My goal is to put a reminder in my phone at four different times throughout every day.  The reminder will read, “practice breathing for two minutes”.  I will use the timer that already exists on my phone, set it for two minutes, and ta-da, I’m on my way to reaching a goal.  The purpose of this practice is to have breathing be the reaction to extreme emotion.  This creates a “pause” button.  A way to stop thinking at the height of an extreme emotion.  Pausing, with breathing, will give me time to change my thinking, prepare a different response, and possibly not need to react at all.

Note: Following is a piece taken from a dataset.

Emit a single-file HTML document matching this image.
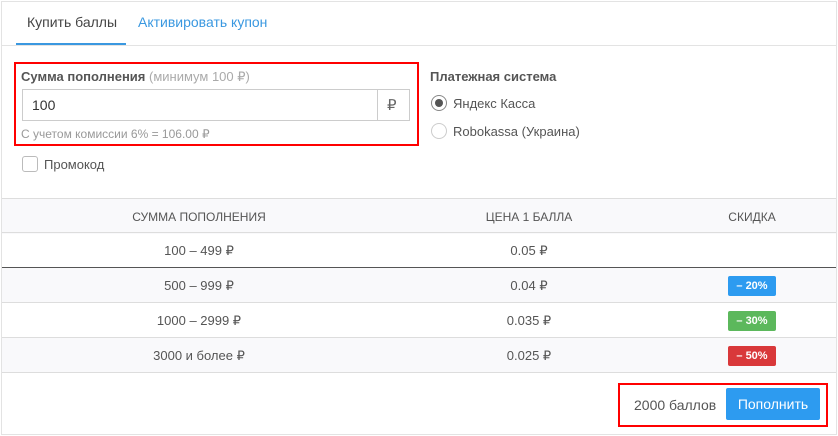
<!DOCTYPE html>
<html><head><meta charset="utf-8"><style>
*{box-sizing:border-box;margin:0;padding:0}
body{width:838px;height:436px;background:#fff;font-family:"Liberation Sans",sans-serif;color:#555;position:relative;overflow:hidden;font-size:13px}
.a{position:absolute}
.panel{left:1px;top:1px;width:836px;height:434px;border:1px solid #e3e3e3}
.tr{left:2px;width:834px;height:35px;display:flex;align-items:center;font-size:12px;color:#555}
.tr div{position:absolute;transform:translateX(-50%);white-space:nowrap}
.badge{width:48px;height:20px;border-radius:2px;color:#fff;font-weight:bold;font-size:11px;display:flex;align-items:center;justify-content:center}
</style></head><body>
<div class="a panel"></div>
<div class="a" style="left:2px;top:45px;width:834px;height:1px;background:#e3e3e3"></div>
<div class="a" style="left:27px;top:14px;font-size:14px;color:#444">Купить баллы</div>
<div class="a" style="left:16px;top:43px;width:110px;height:2px;background:#3a98e0"></div>
<div class="a" style="left:138px;top:14px;font-size:14px;color:#3a98e0">Активировать купон</div>

<div class="a" style="left:14px;top:62px;width:405px;height:84px;border:2px solid #f00"></div>
<div class="a" style="left:21px;top:69px;font-size:13px;font-weight:bold;color:#555">Сумма пополнения <span style="font-weight:normal;color:#aaa">(минимум 100 ₽)</span></div>
<div class="a" style="left:22px;top:89px;width:388px;height:32px;border:1px solid #ccc"></div>
<div class="a" style="left:377px;top:89px;width:1px;height:32px;background:#ccc"></div>
<div class="a" style="left:32px;top:97px;font-size:14px;color:#333">100</div>
<div class="a" style="left:387px;top:96px;font-size:15px;color:#666">₽</div>
<div class="a" style="left:21px;top:127px;font-size:12px;color:#999">С учетом комиссии 6% = 106.00 ₽</div>

<div class="a" style="left:22px;top:156px;width:16px;height:16px;border:1px solid #bbb;border-radius:3px"></div>
<div class="a" style="left:44px;top:157px;font-size:13px;color:#555">Промокод</div>

<div class="a" style="left:430px;top:69px;font-size:13px;font-weight:bold;color:#555">Платежная система</div>
<div class="a" style="left:431px;top:95px;width:16px;height:16px;border:1px solid #888;border-radius:50%;background:#fff"><div style="margin:3px;width:8px;height:8px;border-radius:50%;background:#555"></div></div>
<div class="a" style="left:453px;top:96px;font-size:13px">Яндекс Касса</div>
<div class="a" style="left:431px;top:123px;width:16px;height:16px;border:1px solid #ccc;border-radius:50%"></div>
<div class="a" style="left:453px;top:124px;font-size:13px">Robokassa (Украина)</div>

<div class="a" style="left:2px;top:198px;width:834px;height:1px;background:#ddd"></div>
<div class="a tr" style="top:199px;background:#f9f9fb"><div style="left:197px">СУММА ПОПОЛНЕНИЯ</div><div style="left:527px">ЦЕНА 1 БАЛЛА</div><div style="left:750px">СКИДКА</div></div>
<div class="a" style="left:2px;top:232px;width:834px;height:1px;background:#ddd"></div>
<div class="a tr" style="top:233px;font-size:13px"><div style="left:197px">100 – 499 ₽</div><div style="left:527px">0.05 ₽</div></div>
<div class="a" style="left:2px;top:267px;width:834px;height:1px;background:#555"></div>
<div class="a tr" style="top:268px;font-size:13px;background:#f9f9fb"><div style="left:197px">500 – 999 ₽</div><div style="left:527px">0.04 ₽</div><div style="left:750px"><span class="badge" style="background:#2d9bf0">– 20%</span></div></div>
<div class="a" style="left:2px;top:302px;width:834px;height:1px;background:#ddd"></div>
<div class="a tr" style="top:303px;font-size:13px"><div style="left:197px">1000 – 2999 ₽</div><div style="left:527px">0.035 ₽</div><div style="left:750px"><span class="badge" style="background:#5cb85c">– 30%</span></div></div>
<div class="a" style="left:2px;top:337px;width:834px;height:1px;background:#ddd"></div>
<div class="a tr" style="top:338px;font-size:13px;background:#f9f9fb"><div style="left:197px">3000 и более ₽</div><div style="left:527px">0.025 ₽</div><div style="left:750px"><span class="badge" style="background:#d9383a">– 50%</span></div></div>
<div class="a" style="left:2px;top:372px;width:834px;height:1px;background:#ddd"></div>

<div class="a" style="left:618px;top:383px;width:210px;height:44px;border:2px solid #f00"></div>
<div class="a" style="left:634px;top:397px;font-size:14px;color:#555">2000 баллов</div>
<div class="a" style="left:726px;top:388px;width:94px;height:32px;background:#2d9bf0;border-radius:2px;color:#fff;font-size:14px;display:flex;align-items:center;justify-content:center">Пополнить</div>
</body></html>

Just one second……don’t go anywhere……..

There!  Reminders are in my phone.  First one is for later this evening.  I look forward to the challenge of sticking to this goal.

22 Sep

Rest The Mind, Challenge The Body

Why is it, I am not as better as I’d like to think I am?nosehill

The desire to feel better can sometimes deceive and allow us that brief glimmer of what “better” will feel like.  I am convinced that desire is a helping tool.   If you want to go on a vacation in a tropical location, you are able to make this happen.  It is something you desire.  It only stands to reason that if you are wanting to feel better, you are most likely going to get there quicker because of the desire to get there.

How then, do I feel like I was lied to and cheated on?  The heavy feeling I’m carrying today is the culprit.  I started my day on a very positive note.  A great big walk with my dog.  It was a beautiful morning and I chose a great location for our walk.  I was feeling upbeat and positive.  What happened?  How can things change so quickly?  Pain.  The pain that comes from parts left unused.  I am so sore.  I know, this is funny.  We speak of pain usually from the point of view of mental anguish.  Nope, not today.  I hurt!  So much so, in fact, it has left me feeling tired and worn out.

What can I do about this?  Right now….I smile as I write this because I’m already turning my mind around.  I let myself become trapped by the pain of my body.  My mind is just fine.  It was fine this morning, and it’s going to be fine tomorrow. And tomorrow?  We do the walk again!  Stretch the pained muscles.  Work them again.  Not only am I getting muscles moving, I am working on the lungs yet again.  I’m a little out of practice with the big breathing.  Big breathing with no fear!  Even more of a challenge.  I did it today!  I will do it again tomorrow.

We do work on our minds.  We challenge our thinking.  We build coping strategies.  I have a process in place to work on my mind, my thinking and testing new strategies.  Now, I need to get my body back to work.  It needs to be challenged by physical exertion.  That is the next thing!